Uma oportunidade perdida de restaurar a liderança climática europeia
Para a ZERO e para as suas congéneres europeias, esta proposta representa uma oportunidade perdida de restaurar a liderança climática europeia e compromete a credibilidade do bloco na cena internacional. A meta de 2040 deveria ter sido um ponto de viragem, assente em justiça climática, responsabilidade histórica e equidade intergeracional. Em vez disso, a Comissão apresenta um objetivo ambíguo, atrasado, e permeável a interesses que há muito bloqueiam a transição justa e sustentável.

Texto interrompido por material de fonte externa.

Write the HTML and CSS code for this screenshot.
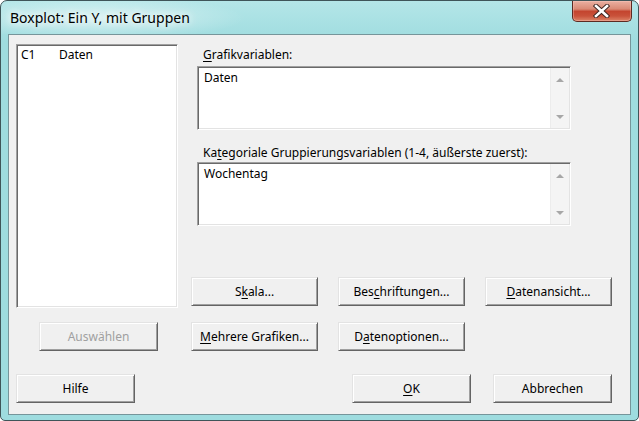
FILE: index.html
```html
<!DOCTYPE html>
<html lang="de">
<head>
<meta charset="utf-8">
<title>Boxplot: Ein Y, mit Gruppen</title>
<link rel="stylesheet" href="styles.css">
</head>
<body>
<div class="window">
  <div class="titlebar">
    <span class="title">Boxplot: Ein Y, mit Gruppen</span>
    <div class="close">
      <svg width="17" height="14" viewBox="0 0 17 14">
        <path d="M3 2 L14 12 M14 2 L3 12" stroke="#3b2420" stroke-width="4.4" stroke-linecap="square" fill="none"/>
        <path d="M3 2 L14 12 M14 2 L3 12" stroke="#ffffff" stroke-width="2.6" stroke-linecap="square" fill="none"/>
      </svg>
    </div>
  </div>
  <div class="client">
    <div class="main">
      <div class="left">
        <div class="listbox">
          <div class="list-row"><span class="list-col">C1</span><span>Daten</span></div>
        </div>
        <button class="btn btn-narrow btn-select" disabled>Auswählen</button>
      </div>
      <div class="right">
        <div class="field">
          <div class="label"><u>G</u>rafikvariablen:</div>
          <div class="textbox">
            <div class="tb-text">Daten</div>
            <div class="scroll"><span class="arrow up"></span><span class="arrow down"></span></div>
          </div>
        </div>
        <div class="field field-second">
          <div class="label label-second">Ka<u>t</u>egoriale Gruppierungsvariablen (1-4, äußerste zuerst):</div>
          <div class="textbox">
            <div class="tb-text">Wochentag</div>
            <div class="scroll"><span class="arrow up"></span><span class="arrow down"></span></div>
          </div>
        </div>
        <div class="btn-grid">
          <button class="btn">S<u>k</u>ala...</button>
          <button class="btn">Bes<u>c</u>hriftungen...</button>
          <button class="btn"><u>D</u>atenansicht...</button>
          <button class="btn"><u>M</u>ehrere Grafiken...</button>
          <button class="btn">D<u>a</u>tenoptionen...</button>
        </div>
      </div>
    </div>
    <div class="footer">
      <button class="btn btn-narrow">Hilfe</button>
      <button class="btn btn-narrow btn-ok"><u>O</u>K</button>
      <button class="btn btn-narrow btn-cancel">Abbrechen</button>
    </div>
  </div>
</div>
</body>
</html>
```
FILE: styles.css
```css
* { box-sizing: border-box; }
html, body { margin: 0; padding: 0; }
body {
  width: 639px;
  height: 421px;
  overflow: hidden;
  font-family: "Noto Sans", "Open Sans", sans-serif;
  font-size: 12px;
  color: #000;
  background: #fff;
}
.window {
  width: 639px;
  height: 421px;
  border: 1px solid #3f5559;
  border-radius: 7px 7px 5px 5px;
  background: linear-gradient(to bottom, #b4e6e8 0px, #9fdcdf 40px, #9edcdf 100%);
  display: flex;
  flex-direction: column;
  overflow: hidden;
}
.titlebar {
  height: 33px;
  display: flex;
  justify-content: space-between;
  align-items: flex-start;
  padding-left: 9px;
  padding-right: 6px;
  background: radial-gradient(ellipse 150px 22px at 95px 17px, rgba(255,255,255,0.55), rgba(255,255,255,0) 100%);
}
.title {
  margin-top: 7px;
  font-size: 14px;
  line-height: 20px;
  color: #000;
  text-shadow: 0 0 8px #fff, 0 0 10px rgba(255,255,255,0.9);
}
.close {
  width: 60px;
  height: 21px;
  border: 1px solid #5d2a22;
  border-top: none;
  border-radius: 0 0 5px 5px;
  background: linear-gradient(to bottom, #eab0a2 0%, #d98a76 40%, #c4452f 52%, #c9523a 75%, #dc8468 100%);
  box-shadow: inset 0 0 0 1px rgba(255,210,200,0.35);
  display: flex;
  align-items: center;
  justify-content: center;
}
.close svg { display: block; margin-left: -2px; }
.client {
  height: 381px;
  margin: 0 7px;
  border: 1px solid #76959a;
  background: #f0f0f0;
  display: flex;
  flex-direction: column;
}
.main {
  display: flex;
  padding-left: 7px;
}
.left {
  width: 162px;
  padding-top: 9px;
  display: flex;
  flex-direction: column;
}
.listbox {
  width: 162px;
  height: 264px;
  background: #fff;
  border: 1px solid;
  border-color: #a0a0a0 #ffffff #ffffff #a0a0a0;
  box-shadow: inset 1px 1px 0 #696969, inset -1px -1px 0 #e3e3e3;
  padding: 2px 4px;
}
.list-row { display: flex; line-height: 16px; }
.list-col { width: 38px; }
.right {
  margin-left: 13px;
  padding-top: 12px;
  display: flex;
  flex-direction: column;
}
.field { margin-left: 6px; width: 374px; }
.field-second { margin-top: 15px; }
.label {
  line-height: 16px;
  padding-left: 6px;
  height: 16px;
  white-space: nowrap;
}
.label + .textbox { margin-top: 3px; }
.label-second + .textbox { margin-top: 1px; }
.textbox {
  height: 64px;
  background: #fff;
  border: 1px solid;
  border-color: #a0a0a0 #ffffff #ffffff #a0a0a0;
  box-shadow: inset 1px 1px 0 #696969, inset -1px -1px 0 #e3e3e3;
  padding: 1px;
  display: flex;
}
.tb-text {
  flex: 1;
  padding: 2px 5px;
  line-height: 16px;
}
.scroll {
  width: 19px;
  background: #f4f4f4;
  border-left: 1px solid #ececec;
  display: flex;
  flex-direction: column;
  justify-content: space-between;
  align-items: center;
  padding: 10px 0 9px 0;
}
.arrow {
  width: 0;
  height: 0;
  border-left: 4px solid transparent;
  border-right: 4px solid transparent;
  margin-left: -1px;
}
.arrow.up { border-bottom: 4px solid #a7a7a7; }
.arrow.down { border-top: 4px solid #a7a7a7; }
.btn-grid {
  margin-top: 51px;
  display: grid;
  grid-template-columns: 127px 127px 127px;
  grid-auto-rows: 29px;
  column-gap: 20px;
  row-gap: 16px;
}
.btn {
  height: 29px;
  font-family: inherit;
  font-size: 12px;
  color: #000;
  background: #f0f0f0;
  border: 1px solid;
  border-color: #e3e3e3 #646464 #646464 #e3e3e3;
  box-shadow: inset 1px 1px 0 #ffffff, inset -1px -1px 0 #a0a0a0;
  padding: 0;
  margin: 0;
  line-height: 16px;
  white-space: nowrap;
}
.btn u { text-decoration: underline; text-underline-offset: 2px; }
.btn-narrow { width: 119px; }
.btn-select {
  margin-top: 14px;
  margin-left: 23px;
  color: #a0a0a0;
}
.footer {
  display: flex;
  margin-top: 23px;
  padding-left: 7px;
}
.btn-ok { margin-left: 217px; }
.btn-cancel { margin-left: 22px; }
u { text-underline-offset: 2px; }
```
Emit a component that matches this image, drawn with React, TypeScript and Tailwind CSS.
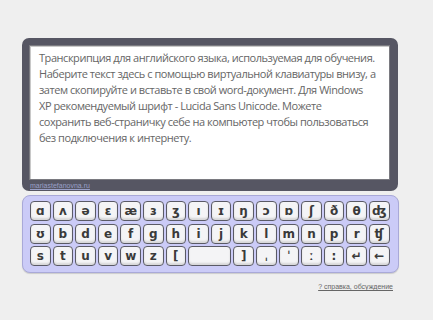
const ROWS: string[][] = [
  ["ɑ", "ʌ", "ə", "ɛ", "æ", "ɜ", "ʒ", "ı", "ɪ", "ŋ", "ɔ", "ɒ", "ʃ", "ð", "θ", "ʤ"],
  ["ʊ", "b", "d", "e", "f", "g", "h", "i", "j", "k", "l", "m", "n", "p", "r", "ʧ"],
  ["s", "t", "u", "v", "w", "z", "[", " ", "]", "ˌ", "ˈ", "ː", ":", "↵", "←"],
];

const LINES = [
  "Транскрипция для английского языка, используемая для обучения.",
  "Наберите текст здесь с помощью виртуальной клавиатуры внизу, а",
  "затем скопируйте и вставьте в свой word-документ. Для Windows",
  "XP рекомендуемый шрифт - Lucida Sans Unicode. Можете",
  "сохранить веб-страничку себе на компьютер чтобы пользоваться",
  "без подключения к интернету.",
];

function Key({ ch }: { ch: string }) {
  const wide = ch === " ";
  return (
    <div
      className={`h-[20px] rounded-[4px] border border-[#5a5a66] bg-[#f4f4f6] shadow-[inset_0_-2px_2px_rgba(0,0,0,0.12)] flex items-center justify-center text-[12px] font-bold text-[#3a3a3a] ${wide ? "col-span-2" : ""}`}
      style={{ fontFamily: '"DejaVu Sans", sans-serif' }}
    >
      {ch}
    </div>
  );
}

export default function App() {
  return (
    <div className="w-[433px] h-[320px] bg-[#efefef] pt-[38px] pl-[22px]">
      <div className="w-[376px] h-[153px] bg-[#565663] rounded-[7px] pt-[7px] pl-[7px]">
        <div
          className="w-[361px] h-[135px] bg-white border border-[#7a7a80] shadow-[inset_1px_1px_0_#c8c8c8] pl-[9px] pt-[4px] text-[11px] tracking-[-0.45px] leading-[16px] text-[#666]"
          style={{ fontFamily: '"Open Sans", sans-serif' }}
        >
          {LINES.map((l, i) => (
            <div key={i} className="whitespace-nowrap">{l}</div>
          ))}
        </div>
        <div className="text-[7px] leading-[10px] mt-[1px] pl-[1px] text-[#9aa0c8] underline" style={{ fontFamily: '"Liberation Sans", sans-serif' }}>
          mariastefanovna.ru
        </div>
      </div>

      <div className="mt-[4px] w-[377px] h-[78px] bg-[#cbcbf7] border border-[#a9a9d8] rounded-[8px] pt-[5px] pl-[7px] shadow-[0_1px_1px_rgba(0,0,0,0.15)]">
        <div className="grid grid-cols-[repeat(16,20.6px)] gap-x-[2px] gap-y-[2.5px]">
          {ROWS.flat().map((ch, i) => (
            <Key key={i} ch={ch} />
          ))}
        </div>
      </div>

      <div className="w-[371px] mt-[9px] text-right text-[7px] leading-[10px] text-[#666] underline" style={{ fontFamily: '"Liberation Sans", sans-serif' }}>
        ? справка, обсуждение
      </div>
    </div>
  );
}
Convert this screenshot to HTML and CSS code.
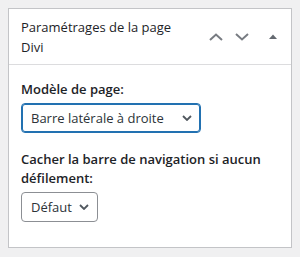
FILE: index.html
```html
<!DOCTYPE html>
<html lang="fr">
<head>
    <meta charset="UTF-8">
    <title>Paramétrages de la page Divi</title>
    <link rel="stylesheet" href="styles.css">
</head>
<body>
  <div class="postbox">
    <div class="postbox-header">
      <h2 class="hndle">Paramétrages de la page Divi</h2>
      <div class="handle-actions">
        <button type="button" class="handle-btn" aria-label="Monter">
          <svg width="14" height="8" viewBox="0 0 14 8"><path d="M1 7 L7 1.5 L13 7" fill="none" stroke="currentColor" stroke-width="2"/></svg>
        </button>
        <button type="button" class="handle-btn" aria-label="Descendre">
          <svg width="14" height="8" viewBox="0 0 14 8"><path d="M1 1 L7 6.5 L13 1" fill="none" stroke="currentColor" stroke-width="2"/></svg>
        </button>
        <button type="button" class="handle-btn toggle" aria-label="Replier">
          <svg width="8" height="6" viewBox="0 0 8 6"><path d="M0 5 L4 0.5 L8 5 Z" fill="currentColor"/></svg>
        </button>
      </div>
    </div>
    <div class="inside">
      <p class="field-label first"><label for="page-layout">Modèle de page:</label></p>
      <div class="select-wrap wide focused">
        <select id="page-layout" class="field-select">
          <option>Barre latérale à droite</option>
        </select>
        <svg class="select-arrow" width="10" height="6" viewBox="0 0 10 6"><path d="M1 1 L5 5 L9 1" fill="none" stroke="currentColor" stroke-width="1.8"/></svg>
      </div>
      <p class="field-label"><label for="nav-hide">Cacher la barre de navigation si aucun défilement:</label></p>
      <div class="select-wrap narrow">
        <select id="nav-hide" class="field-select">
          <option>Défaut</option>
        </select>
        <svg class="select-arrow" width="10" height="6" viewBox="0 0 10 6"><path d="M1 1 L5 5 L9 1" fill="none" stroke="currentColor" stroke-width="1.8"/></svg>
      </div>
    </div>
  </div>
</body>
</html>
```

FILE: styles.css
```css
body {
    margin: 8px;
    background-color: #f0f0f1;
    font-family: "Open Sans", sans-serif;
    color: #1d2327;
}
.postbox {
    background-color: #fff;
    border: 1px solid #c3c4c7;
    box-shadow: 0 1px 1px rgba(0, 0, 0, 0.04);
    box-sizing: border-box;
    height: 240px;
}
.postbox-header {
    display: flex;
    align-items: center;
    border-bottom: 1px solid #dcdcde;
}
.hndle {
    flex: 1;
    margin: 0;
    padding: 8px 12px 7px;
    font-size: 13px;
    font-weight: 400;
    line-height: 20px;
}
.handle-actions {
    display: flex;
    align-items: center;
}
.handle-btn {
    width: 26px;
    height: 36px;
    padding: 0;
    border: none;
    background: transparent;
    color: #787c82;
    display: flex;
    align-items: center;
    justify-content: center;
}
.handle-btn.toggle {
    width: 36px;
    color: #646970;
}
.inside {
    padding: 0 12px;
}
.field-label {
    margin: 17px 0 4px;
    font-size: 13px;
    font-weight: 600;
    line-height: 19px;
}
.field-label.first {
    margin-top: 15px;
}
.select-wrap {
    position: relative;
    color: #50575e;
}
.select-wrap.wide {
    width: 180px;
}
.select-wrap.narrow {
    width: 77px;
}
.field-select {
    display: block;
    width: 100%;
    box-sizing: border-box;
    font-family: "Open Sans", sans-serif;
    font-size: 13px;
    color: #2c3338;
    height: 30px;
    padding: 0 24px 0 9px;
    border: 1px solid #8c8f94;
    border-radius: 4px;
    background: #fff;
    -webkit-appearance: none;
    appearance: none;
}
.select-wrap.focused .field-select {
    border-color: #2271b1;
    box-shadow: inset 0 0 0 1px #2271b1;
    outline: none;
}
.select-arrow {
    position: absolute;
    right: 9px;
    top: 12px;
    pointer-events: none;
}
```
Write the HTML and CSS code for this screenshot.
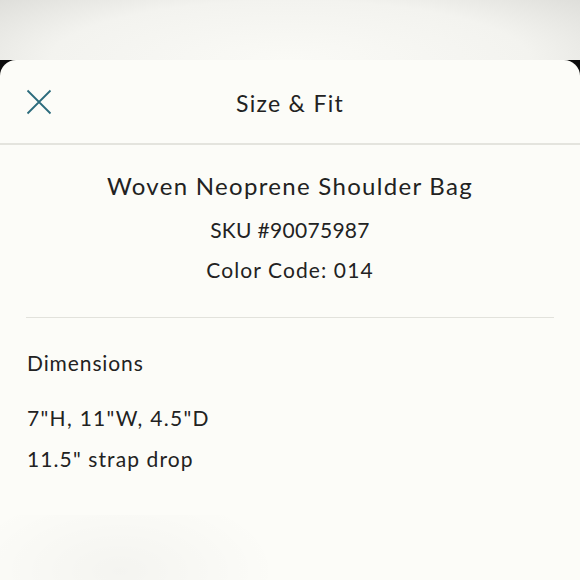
FILE: index.html
```html
<!DOCTYPE html>
<html>
<head>
<meta charset="utf-8">
<link rel="stylesheet" href="styles.css">
</head>
<body>
<div class="backdrop"></div>
<div class="sheet-wrap">
  <div class="sheet">
    <header class="header">
      <button class="close" aria-label="Close">
        <svg width="26" height="26" viewBox="0 0 26 26"><path d="M1.5 1.5 L24.5 24.5 M24.5 1.5 L1.5 24.5" stroke="#2b6b7c" stroke-width="1.8" fill="none"/></svg>
      </button>
      <h1 class="title">Size &amp; Fit</h1>
    </header>
    <section class="product">
      <div class="name">Woven Neoprene Shoulder Bag</div>
      <div class="meta sku">SKU #90075987</div>
      <div class="meta code">Color Code: 014</div>
    </section>
    <section class="dims">
      <div class="dims-title">Dimensions</div>
      <div class="dims-line size">7"H, 11"W, 4.5"D</div>
      <div class="dims-line strap">11.5" strap drop</div>
    </section>
    <div class="shade"></div>
  </div>
</div>
</body>
</html>
```
FILE: styles.css
```css
html, body {
  margin: 0;
  padding: 0;
  height: 580px;
  overflow: hidden;
  font-family: Lato, "Noto Sans", sans-serif;
  color: #222222;
  background: #fcfcf8;
}
.backdrop {
  height: 60px;
  background: radial-gradient(ellipse 75% 180% at 50% 100%, #fafaf6 0%, #f3f3ef 55%, #d6d6d2 100%);
}
.sheet-wrap {
  background: #0c0c0c;
  height: 520px;
}
.sheet {
  position: relative;
  background: #fcfcf8;
  border-radius: 16px 16px 0 0;
  height: 520px;
  overflow: hidden;
}
.header {
  position: relative;
  height: 83px;
  border-bottom: 2px solid #e4e4de;
  display: flex;
  align-items: center;
  justify-content: center;
}
.close {
  position: absolute;
  left: 26px;
  top: 29px;
  padding: 0;
  border: 0;
  background: none;
  width: 26px;
  height: 26px;
}
.close svg { display: block; }
.title {
  margin: 0;
  font-weight: 400;
  font-size: 23px;
  letter-spacing: 1.3px;
  padding-top: 2px;
}
.product {
  margin: 0 26px;
  padding: 26px 0 34px;
  border-bottom: 1px solid #e2e2dc;
  text-align: center;
}
.name {
  font-size: 24px;
  letter-spacing: 1.3px;
  line-height: 30px;
}
.meta {
  font-size: 21px;
  line-height: 26px;
  margin-top: 14px;
}
.sku { letter-spacing: 0.3px; margin-top: 16px; }
.code { letter-spacing: 1.1px; }
.dims {
  padding: 32px 27px 0;
}
.dims-title {
  font-size: 21px;
  letter-spacing: 0.9px;
  line-height: 26px;
  margin-bottom: 29px;
}
.dims-line {
  font-size: 21px;
  line-height: 26px;
  margin-bottom: 15px;
}
.size { letter-spacing: 1.3px; }
.strap { letter-spacing: 1.1px; }
.shade {
  position: absolute;
  left: -40px;
  top: 455px;
  width: 320px;
  height: 140px;
  background: radial-gradient(ellipse at 50% 40%, rgba(0,0,0,0.03), rgba(0,0,0,0) 70%);
}
```
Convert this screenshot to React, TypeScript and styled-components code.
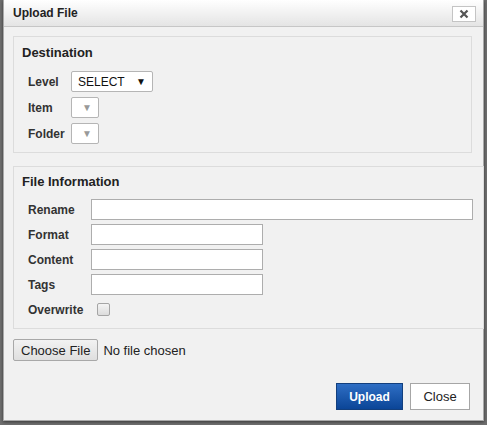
import React from "react";
import styled, { createGlobalStyle } from "styled-components";

const Global = createGlobalStyle`
  html, body { margin: 0; padding: 0; }
  body {
    background: #6f6f6f;
    font-family: "Liberation Sans", Arial, sans-serif;
    width: 487px;
    height: 425px;
    overflow: hidden;
  }
`;

const Page = styled.div`
  padding: 0 3px 0 3px;
  height: 425px;
  box-sizing: border-box;
`;

const Dialog = styled.div`
  width: 481px;
  height: 421px;
  box-sizing: border-box;
  background: #f1f1f1;
  border: 1px solid #a9a9a9;
  border-top: none;
  display: flex;
  flex-direction: column;
  box-shadow: 0 1px 3px rgba(0, 0, 0, 0.5);
`;

const TitleBar = styled.div`
  height: 27px;
  box-sizing: border-box;
  background: linear-gradient(#ffffff, #e4e4e4);
  border-bottom: 1px solid #c6c6c6;
  display: flex;
  align-items: center;
  justify-content: space-between;
  padding: 0 7px 0 9px;
`;

const Title = styled.span`
  font-size: 12px;
  font-weight: bold;
  color: #222;
`;

const XButton = styled.button`
  width: 24px;
  height: 16px;
  margin-top: 1px;
  padding: 0;
  background: #ffffff;
  border: 1px solid #c4c4c4;
  display: flex;
  align-items: center;
  justify-content: center;
`;

const Body = styled.div`
  flex: 1;
  display: flex;
  flex-direction: column;
  padding: 9px 0 0 9px;
`;

const Box = styled.div<{ $w: number; $h: number; $top?: number; $pad: number }>`
  width: ${(p) => p.$w}px;
  height: ${(p) => p.$h}px;
  margin-top: ${(p) => p.$top ?? 0}px;
  box-sizing: border-box;
  border: 1px solid #dcdcdc;
  padding: ${(p) => p.$pad}px 0 0 14px;
  display: flex;
  flex-direction: column;
`;

const BoxTitle = styled.div`
  font-size: 13px;
  font-weight: bold;
  color: #222;
  margin-left: -6px;
  height: 17px;
  line-height: 17px;
`;

const Rows = styled.div<{ $gap: number; $top: number }>`
  display: flex;
  flex-direction: column;
  gap: ${(p) => p.$gap}px;
  margin-top: ${(p) => p.$top}px;
`;

const Row = styled.div`
  display: flex;
  align-items: center;
  height: 21px;
`;

const Label = styled.label<{ $w: number }>`
  width: ${(p) => p.$w}px;
  font-size: 12px;
  font-weight: bold;
  color: #333;
`;

const SelectBox = styled.div<{ $w: number }>`
  width: ${(p) => p.$w}px;
  height: 21px;
  box-sizing: border-box;
  background: #fff;
  border: 1px solid #b5b5b5;
  border-radius: 2px;
  display: flex;
  align-items: center;
  justify-content: space-between;
  padding: 0 6px 0 6px;
  font-size: 12px;
  color: #111;
`;

const Arrow = styled.span<{ $muted?: boolean }>`
  font-size: 10px;
  color: ${(p) => (p.$muted ? "#999" : "#111")};
  margin-left: auto;
`;

const TextInput = styled.input<{ $w: number }>`
  width: ${(p) => p.$w}px;
  height: 21px;
  box-sizing: border-box;
  border: 1px solid #adadad;
  background: #fff;
  margin: 0;
  padding: 0 3px;
`;

const Check = styled.span`
  width: 11px;
  height: 11px;
  border: 1px solid #a5a5a5;
  border-radius: 2px;
  background: linear-gradient(#f4f4f4, #dcdcdc);
  margin-left: 1px;
`;

const FileRow = styled.div`
  display: flex;
  align-items: center;
  gap: 5px;
  margin-top: 10px;
`;

const FileButton = styled.button`
  height: 22px;
  padding: 0 7px;
  box-sizing: border-box;
  font-family: "Liberation Sans", Arial, sans-serif;
  font-size: 13px;
  color: #222;
  background: linear-gradient(#f2f2f2, #dfdfdf);
  border: 1px solid #a8a8a8;
  border-radius: 2px;
`;

const FileText = styled.span`
  font-size: 13px;
  color: #222;
`;

const Footer = styled.div`
  display: flex;
  justify-content: flex-end;
  gap: 7px;
  margin-top: 22px;
  padding-right: 13px;
`;

const Btn = styled.button<{ $primary?: boolean }>`
  height: 27px;
  box-sizing: border-box;
  font-family: "Liberation Sans", Arial, sans-serif;
  font-size: ${(p) => (p.$primary ? 12 : 13)}px;
  font-weight: ${(p) => (p.$primary ? "bold" : "normal")};
  color: ${(p) => (p.$primary ? "#fff" : "#222")};
  background: ${(p) =>
    p.$primary ? "linear-gradient(#2e6ec4, #0b4597)" : "#fff"};
  border: 1px solid ${(p) => (p.$primary ? "#123f7e" : "#a6a6a6")};
  width: ${(p) => (p.$primary ? 67 : 60)}px;
  padding: 0;
`;

export default function App() {
  return (
    <Page>
      <Global />
      <Dialog>
        <TitleBar>
          <Title>Upload File</Title>
          <XButton aria-label="close">
            <svg width="10" height="10" viewBox="0 0 10 10">
              <path d="M1.5 1.5 L8.5 8.5 M8.5 1.5 L1.5 8.5" stroke="#555" strokeWidth="2.2" />
            </svg>
          </XButton>
        </TitleBar>
        <Body>
          <Box $w={459} $h={117} $pad={7}>
            <BoxTitle>Destination</BoxTitle>
            <Rows $gap={5} $top={10}>
              <Row>
                <Label $w={43}>Level</Label>
                <SelectBox $w={82}>
                  SELECT<Arrow>▼</Arrow>
                </SelectBox>
              </Row>
              <Row>
                <Label $w={43}>Item</Label>
                <SelectBox $w={28}>
                  <Arrow $muted>▼</Arrow>
                </SelectBox>
              </Row>
              <Row>
                <Label $w={43}>Folder</Label>
                <SelectBox $w={28}>
                  <Arrow $muted>▼</Arrow>
                </SelectBox>
              </Row>
            </Rows>
          </Box>
          <Box $w={471} $h={163} $top={13} $pad={6}>
            <BoxTitle>File Information</BoxTitle>
            <Rows $gap={4} $top={9}>
              <Row>
                <Label $w={63}>Rename</Label>
                <TextInput $w={382} />
              </Row>
              <Row>
                <Label $w={63}>Format</Label>
                <TextInput $w={172} />
              </Row>
              <Row>
                <Label $w={63}>Content</Label>
                <TextInput $w={172} />
              </Row>
              <Row>
                <Label $w={63}>Tags</Label>
                <TextInput $w={172} />
              </Row>
              <Row>
                <Label $w={68}>Overwrite</Label>
                <Check />
              </Row>
            </Rows>
          </Box>
          <FileRow>
            <FileButton>Choose File</FileButton>
            <FileText>No file chosen</FileText>
          </FileRow>
          <Footer>
            <Btn $primary>Upload</Btn>
            <Btn>Close</Btn>
          </Footer>
        </Body>
      </Dialog>
    </Page>
  );
}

Portugal deve posicionar-se de forma clara:
• A UE deve ambicionar a neutralidade climática em 2040, garantido a sua autonomia energética tão depressa quanto possível;
• No mínimo, a meta de redução de gases com efeito de estufa em pelo menos 90% face a 1990, deve ser vinculativa e sem flexibilidades externas;
• A redução de emissões deve ser feita dentro do território europeu, com base em cortes reais, e não em compensações fictícias;
• É essencial garantir apoio justo à descarbonização nos sectores mais vulneráveis e proteger as comunidades mais afetadas pela transição;
• O Governo português deve exigir uma governação climática robusta e transparente, com base na ciência e na participação cidadã.
A Humanidade não pode esperar por compromissos a meio caminho. A Comissão Europeia teve uma única oportunidade de mostrar coragem e consistência, mas preferiu o caminho das meias-medidas. Cabe agora aos Estados-Membros, e a Portugal em particular, trabalhar para recuperar a ambição que esta proposta perdeu.